Quantum interface unbinding transitions

TL;DR

This paper explores the nature of interfacial phenomena during quantum phase transitions, revealing surface critical regimes and singularities that extend into finite temperatures and are influenced by bulk and boundary conditions.

Contribution

It introduces a theoretical framework for understanding interfacial quantum criticality and computes the surface phase diagram and critical exponents for dimensions d≥2.

Findings

Identification of interfacial quantum critical regimes below T_c

Derivation of surface phase diagram in d≥2

Calculation of interfacial singularity exponents in d≥3

Abstract

We consider interfacial phenomena accompanying bulk quantum phase transitions in presence of surface fields. On general grounds we argue that the surface contribution to the system free energy involves a line of singularities characteristic of an interfacial phase transition, occurring below the bulk transition temperature T_c down to T=0. This implies the occurrence of an interfacial quantum critical regime extending into finite temperatures and located within the portion of the phase diagram where the bulk is ordered.
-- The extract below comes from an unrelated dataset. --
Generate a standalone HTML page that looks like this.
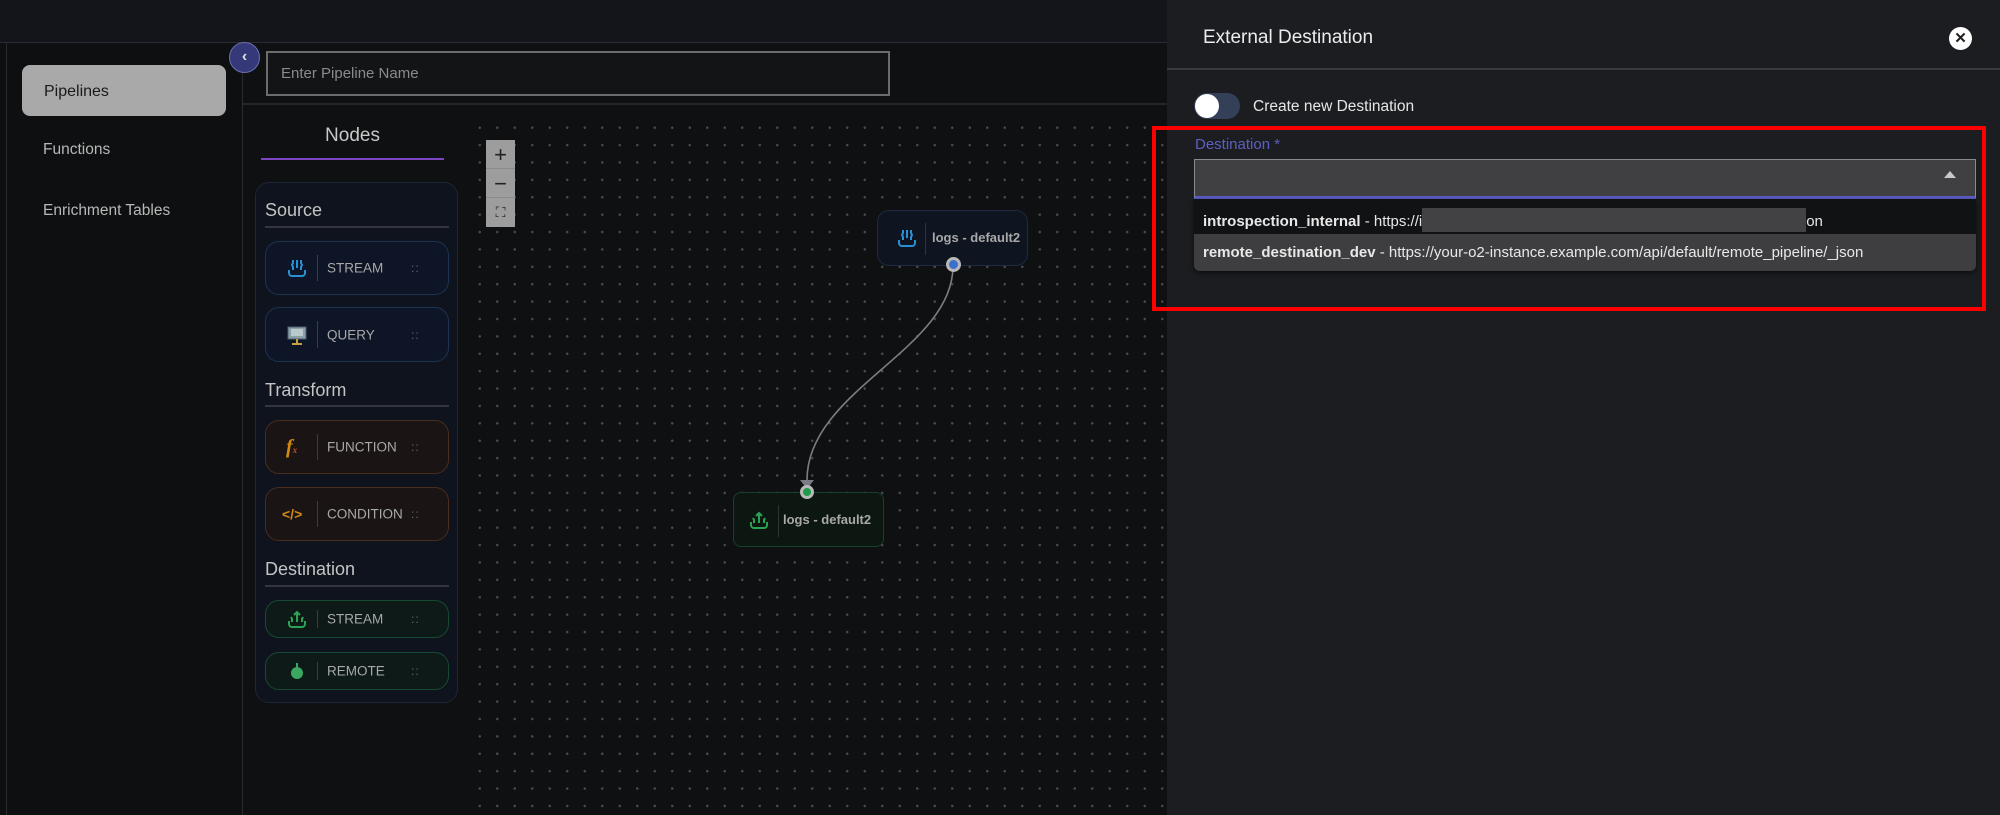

Even in situations, where the bulk order sets in discontinuously at T=0, the system's behavior at the boundary may be controlled by a divergent length scale if the tricritical temperature is sufficiently low. Relying on an effective interfacial model we compute the surface phase diagram in bulk spatial dimensionality $d\geq 2$ and extract the values of the exponents describing the interfacial singularities in $d\geq 3$.